CL21 and thoughts on a modern lisp - arturventura
http://www.surf-the-edge.com/2015/02/20/cl21-and-thoughts-on-a-modern-lisp/

======
wtbob
I agree with you re. array and hash table literals. We already have list
literals; adding arrays and hash tables would be great. Fortunately, they
could be added with some simple read macrods; I suggest #[] and #{}.
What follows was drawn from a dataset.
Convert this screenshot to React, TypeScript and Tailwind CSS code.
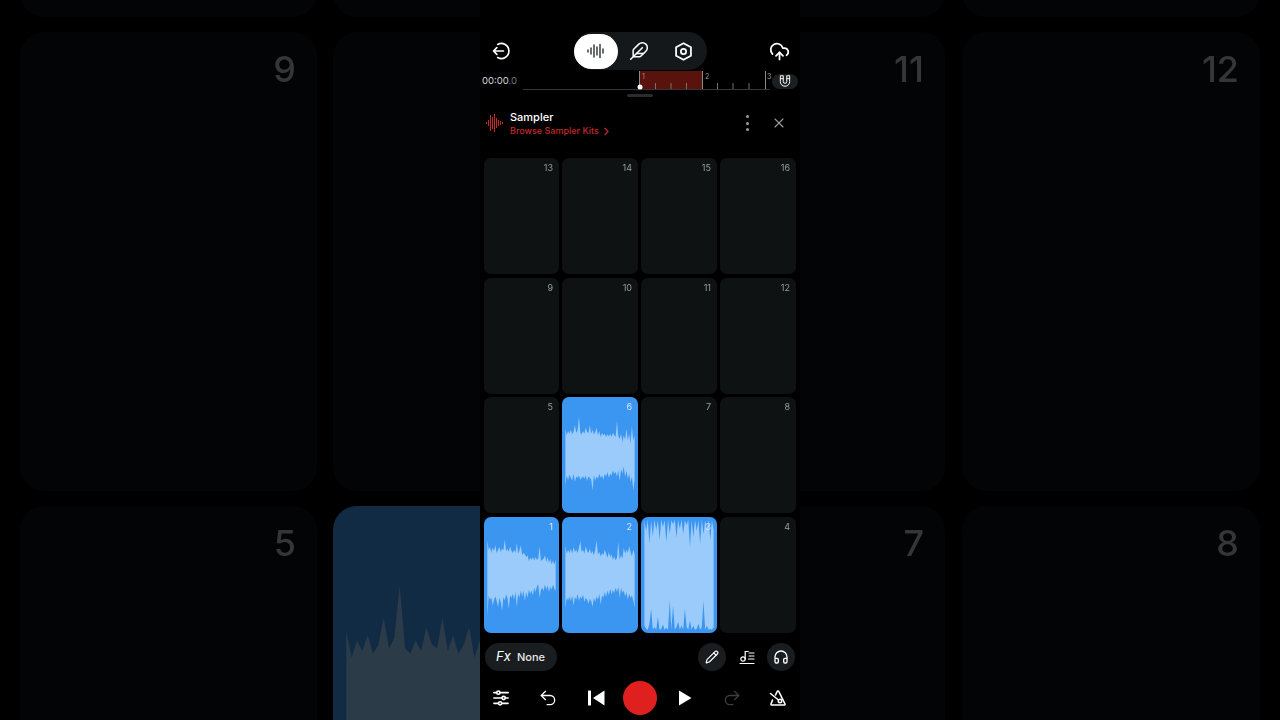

By 'slice,' I assume you mean Python-like slices, not Go-like slices (which
are for our purposes adjustable arrays, which CL has); what's wrong with
(subseq array start end)?

Yes, string manipulation could be much better. I personally always define a
STRCAT which is really just (concatenate 'string …). I'm actually a bit
excited by some of the interpolation ideas out there. I definitely don't want
to lose FORMAT though.

I actually like the pathnames API, but it could stand to be better-specified
for the common Unix case.

Agreed on more batteries included.

I don't mind packages (in fact, find them highly useful), but would like a
standard system definition facility. What do you find lacking with respect to
packages?

It definitely needs to default to either downcasing or case-preserving. Upcase
is so ugly. Do note that character encoding appears to be a solved problem;
the Lisps I use are quite comfortable with Unicode.